Using Povidone Iodine After Wisdom Teeth Removal

The article titled “Effect of Low-Concentration Povidone Iodine on Postoperative Complications After Third Molar Surgery: A Pilot Split-Mouth Study” written by Hamid Mahmoud Hashemi and et. al. appears in the January 2015 issue of the Journal of Oral and Maxillofacial Surgery (vol. 73, issue 1). The article discusses polyvinylpyrrolidone iodine which is a highly potent antiseptic solution known for its bactericidal activity. The authors performed a prospective randomized split mouth study of patients undergoing surgical removal of impacted mandibular wisdom teeth to evaluate whether diluted povidone iodine can be used as an irrigant and coolant and if it has any effect on common postoperative sequelae, including swelling, pain, and trismus.

A total of 30 healthy patients (18 to 25 yr old) with bilateral impacted mandibular wisdom with similar position and degree of impaction were recruited at Tehran University in Iran between March 2012 and September 2012. One impacted mandibular wisdom teeth in the first patient was randomly allocated to the study side by using a coin and the other side served as the control. In the subsequent patient, the opposite sides were allocated to the study and control groups. The teeth were removed under local anesthesia with 2% lidocaine and 1:80,000 epinephrine.
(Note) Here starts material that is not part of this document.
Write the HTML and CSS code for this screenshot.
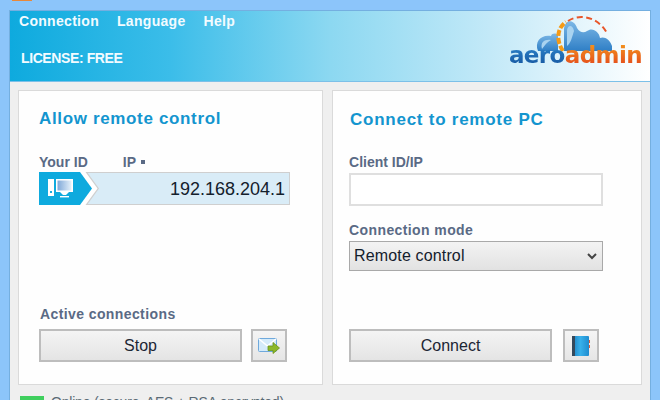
FILE: index.html
```html
<!DOCTYPE html>
<html lang="en">
<head>
<meta charset="utf-8">
<title>AeroAdmin</title>
<link rel="stylesheet" href="styles.css">
</head>
<body>
<div class="tab"></div>
<div class="window">
  <header class="header">
    <div class="header-left">
      <nav class="menu"><span>Connection</span><span>Language</span><span>Help</span></nav>
      <div class="license">LICENSE: FREE</div>
    </div>
    <div class="logo">
      <svg class="logo-art" width="100" height="40" viewBox="0 0 100 40">
        <defs><linearGradient id="cl" x1="0" x2="0" y1="0" y2="1"><stop offset="0" stop-color="#7db8e6"/><stop offset="1" stop-color="#2f7fc6"/></linearGradient></defs>
        <path d="M24 38 C20 28 28 21 37 23 C38 20 42 20 44 22 L44 38Z" fill="url(#cl)"/>
        <path d="M50 38 L50 16 C51 6 60 6 63 15 C66 20 70 20 73 18 C78 14 85 18 86 25 C90 23 96 26 98 33 L98 38Z" fill="url(#cl)"/>
        <path d="M53 33 L53 17 C54 11 59 12 60 18 C58 24 57 30 53 33Z" fill="#a9d3f0"/>
        <path d="M28 36 C26 29 31 26 37 27 C33 29 31 32 28 36Z" fill="#a9d3f0"/>
        <path d="M49 38 C41 26 44 14 52 9" fill="none" stroke="#f59a16" stroke-width="4" stroke-dasharray="6 2"/>
        <path d="M54 8 C66 0 84 4 93 20" fill="none" stroke="#e8562a" stroke-width="2" stroke-dasharray="6 3.5"/>
      </svg>
      <div class="logo-text"><span class="aero">aero</span><span class="admin">admin</span></div>
    </div>
  </header>
  <main class="content">
    <section class="panel panel-left">
      <h2 class="title">Allow remote control</h2>
      <div class="id-labels"><span class="label">Your ID</span><span class="label ip-label">IP <i class="dot"></i></span></div>
      <div class="id-box">
        <div class="id-icon">
          <svg width="26" height="20" viewBox="0 0 26 20">
            <rect x="0" y="1" width="6" height="17" fill="#fff"/>
            <rect x="2" y="13" width="2" height="2" fill="#1badde"/>
            <rect x="8" y="1" width="17" height="13" fill="#fff"/>
            <defs><linearGradient id="scr" x1="0" x2="1" y1="0" y2="0"><stop offset="0" stop-color="#7fa8d8"/><stop offset="1" stop-color="#e6f1fa"/></linearGradient></defs>
            <rect x="9.5" y="2.5" width="14" height="10" fill="url(#scr)"/>
            <path d="M12 14 H21 L18 17 H15Z" fill="#fff"/>
            <rect x="12" y="18" width="9" height="1.4" fill="#fff"/>
          </svg>
        </div>
        <div class="id-value">192.168.204.1</div>
      </div>
      <div class="bottom">
        <div class="label active">Active connections</div>
        <div class="actions">
          <button class="btn">Stop</button>
          <button class="btn-icon" aria-label="Send">
            <svg width="22" height="20" viewBox="0 0 22 20">
              <rect x="0.5" y="2.5" width="18" height="13" rx="1" fill="#d5ebfa" stroke="#6fa9dc"/>
              <path d="M1 3 L9.5 10 L18 3" fill="none" stroke="#fff" stroke-width="1.5"/>
              <path d="M10 10 H15 V6.5 L21.5 12 L15 17.5 V14.5 H10Z" fill="#8cb82a" stroke="#6b9418" stroke-width="0.8"/>
            </svg>
          </button>
        </div>
      </div>
    </section>
    <section class="panel panel-right">
      <h2 class="title">Connect to remote PC</h2>
      <div class="label client-label">Client ID/IP</div>
      <input class="client-input" type="text" aria-label="Client ID/IP">
      <div class="label mode-label">Connection mode</div>
      <div class="select"><span>Remote control</span>
        <svg width="10" height="7" viewBox="0 0 10 7"><path d="M1 1 L5 5 L9 1" fill="none" stroke="#444" stroke-width="2"/></svg>
      </div>
      <div class="bottom">
        <div class="actions">
          <button class="btn">Connect</button>
          <button class="btn-icon" aria-label="Contacts">
            <svg width="18" height="20" viewBox="0 0 18 20">
              <defs><linearGradient id="bk" x1="0" x2="1" y1="0" y2="0"><stop offset="0" stop-color="#1b7fc0"/><stop offset="0.5" stop-color="#37b0ea"/><stop offset="1" stop-color="#1f8ccf"/></linearGradient></defs>
              <rect x="0" y="0" width="17" height="20" rx="1" fill="url(#bk)"/>
              <rect x="0" y="0" width="3" height="20" fill="#34495c"/>
              <rect x="17" y="4" width="1" height="3" fill="#e0603a"/>
              <rect x="17" y="9" width="1" height="3" fill="#e0603a"/>
            </svg>
          </button>
        </div>
      </div>
    </section>
  </main>
  <footer class="status"><i class="led"></i><span>Online (secure, AES + RSA encrypted)</span></footer>
</div>
</body>
</html>
```
FILE: styles.css
```css
html, body { margin: 0; height: 100%; overflow: hidden; }
body { background: #8cc5fa; font-family: "Liberation Sans", Arial, sans-serif; position: relative; }
.tab { position: absolute; left: 12px; top: 0; width: 20px; height: 1px; background: #e8883a; }
.window { margin: 10px 9px 0 9px; height: 420px; background: #efefef; border-top: 1px solid #74afe0; border-left: 1px solid #74afe0; border-right: 1px solid #74afe0; box-sizing: border-box; display: flex; flex-direction: column; }
.header { height: 70px; flex: none; display: flex; justify-content: space-between; background: linear-gradient(90deg, #0eaade 0%, #3bbde9 25%, #8cd8f1 50%, #c3e9f8 75%, #ffffff 100%); border-bottom: 1px solid #7cc0e8; box-sizing: content-box; }
.header-left { padding-left: 9px; color: #f2fbff; font-weight: bold; font-size: 14px; }
.menu { display: flex; gap: 18px; height: 20px; line-height: 20px; letter-spacing: 0.3px; }
.license { margin-top: 18px; padding-left: 2px; line-height: 18px; font-size: 14px; letter-spacing: -0.4px; }
.logo { position: relative; width: 132px; margin-right: 8px; display: flex; flex-direction: column; align-items: flex-end; justify-content: flex-end; padding-bottom: 14px; box-sizing: border-box; }
.logo-art { position: absolute; left: 4px; top: 2px; }
.logo-text { position: relative; font-family: "DejaVu Sans", sans-serif; font-weight: bold; font-size: 23px; line-height: 24px; letter-spacing: -0.6px; }
.aero, .admin { -webkit-background-clip: text; background-clip: text; color: transparent; }
.aero { background-image: linear-gradient(#2f8ad0, #14529c); }
.admin { background-image: linear-gradient(#f59a1c, #e2431c); }
.content { flex: none; height: 295px; padding: 8px 8px 0 8px; display: flex; gap: 8px; }
.panel { background: #fefefe; border: 1px solid #dadada; box-sizing: border-box; height: 295px; display: flex; flex-direction: column; }
.panel-left { width: 306px; padding: 0 20px; }
.panel-right { width: 311px; padding: 0 16px; margin-left: 1px; }
.title { margin: 18px 0 0 0; font-size: 17px; line-height: 20px; font-weight: bold; color: #1395cf; letter-spacing: 0.65px; }
.panel-right .title { margin-left: 1px; margin-top: 19px; letter-spacing: 0.75px; }
.label { font-size: 14px; font-weight: bold; line-height: 18px; color: #5a6a85; }
.id-labels { display: flex; margin-top: 24px; }
.ip-label { margin-left: 35px; display: flex; align-items: center; gap: 5px; }
.dot { width: 4px; height: 4px; background: #5a6a85; }
.id-box { position: relative; margin-top: 1px; height: 33px; width: 251px; box-sizing: border-box; display: flex; justify-content: flex-end; align-items: center; background: #d9ecf7; border: 1px solid #cfcfcf; }
.id-box::before, .id-box::after { content: ""; position: absolute; top: -1px; height: 33px; }
.id-box::before { left: 30px; width: 29px; background: #cfcfcf; clip-path: polygon(0 0, 17px 0, 29px 16.5px, 17px 33px, 0 33px); }
.id-box::after { left: 30px; width: 27.5px; background: #fff; clip-path: polygon(0 0, 15.5px 0, 27.5px 16.5px, 15.5px 33px, 0 33px); }
.id-icon { position: absolute; z-index: 1; left: -1px; top: -1px; width: 53px; height: 33px; padding: 6px 0 0 9px; box-sizing: border-box; background: #0eaade; clip-path: polygon(0 0, 41px 0, 53px 16.5px, 41px 33px, 0 33px); }
.id-value { font-size: 18px; color: #14202c; padding-right: 4px; line-height: 30px; }
.bottom { margin-top: auto; padding-bottom: 22px; }
.active { margin-bottom: 6px; padding-left: 1px; letter-spacing: 0.4px; }
.actions { display: flex; gap: 9px; }
.btn { width: 203px; height: 33px; font: 16px "Liberation Sans", Arial, sans-serif; color: #1c2634; background: linear-gradient(#f4f4f4, #e4e4e4); border: 2px solid #bdbdbd; padding: 0; }
.btn-icon { width: 36px; height: 33px; background: linear-gradient(#f4f4f4, #e6e6e6); border: 2px solid #bdbdbd; padding: 0; display: flex; align-items: center; justify-content: center; }
.panel-right .actions { gap: 11px; }
.client-label { margin-top: 23px; }
.client-input { margin-top: 2px; width: 254px; height: 33px; box-sizing: border-box; border: 2px solid #dfdfdf; background: #fff; outline: none; padding: 0; }
.mode-label { margin-top: 15px; letter-spacing: 0.4px; }
.select { margin-top: 2px; width: 254px; height: 30px; box-sizing: border-box; border: 1px solid #a9a9a9; background: linear-gradient(#f3f3f3, #e2e2e2); display: flex; align-items: center; justify-content: space-between; padding: 0 5px 0 4px; font-size: 16px; letter-spacing: 0.15px; color: #14202c; }
.status { flex: none; display: flex; align-items: center; gap: 7px; margin-top: 10px; padding-left: 10px; font-size: 14px; letter-spacing: -0.2px; color: #5a6a75; height: 14px; }
.led { width: 24px; height: 12px; background: #3fcf5e; }
```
Ten percent povidone iodine 1 mL was diluted in normal saline 20 mL to obtain a 0.5% concentration of povidone iodine. Ten milliliters of this solution was diluted in normal saline 1,000 mL to obtain the povidone iodine concentration of 0.5 mg/mL. This solution was used as a coolant and irrigant during bone removal and tooth sectioning with burs in the study side, whereas sodium chloride 0.9% was used in the control side.

The average orotragus distance and mentotragus distance (indicator of swelling) was significantly shorter in the study group on postoperative days 2 and 7 than in the control group. The mean maximum interincisal opening was significantly larger on the povidone iodine side at the 2 postoperative visits. Nineteen patients (63.3%) claimed that they were more satisfied with the povidone iodine side, whereas 5 patients (16.6%) were more comfortable with the normal saline side. Six patients (20%) found no subjective difference between the 2 sides.

The authors state in the conclusion

“In summary, according to the present study results, it might be concluded that using povidone iodine at a low concentration is an inexpensive, safe, and effective method to decrease unavoidable edema and trismus after third molar surgery. It is advisable to compare the effect of different concentrations of povidone solution on postoperative sequelae in future studies.”

The end result is that treating the wisdom teeth sites with povidone iodine after surgery reduced the average amount of trismus and edema during the postoperative course when compared with normal saline.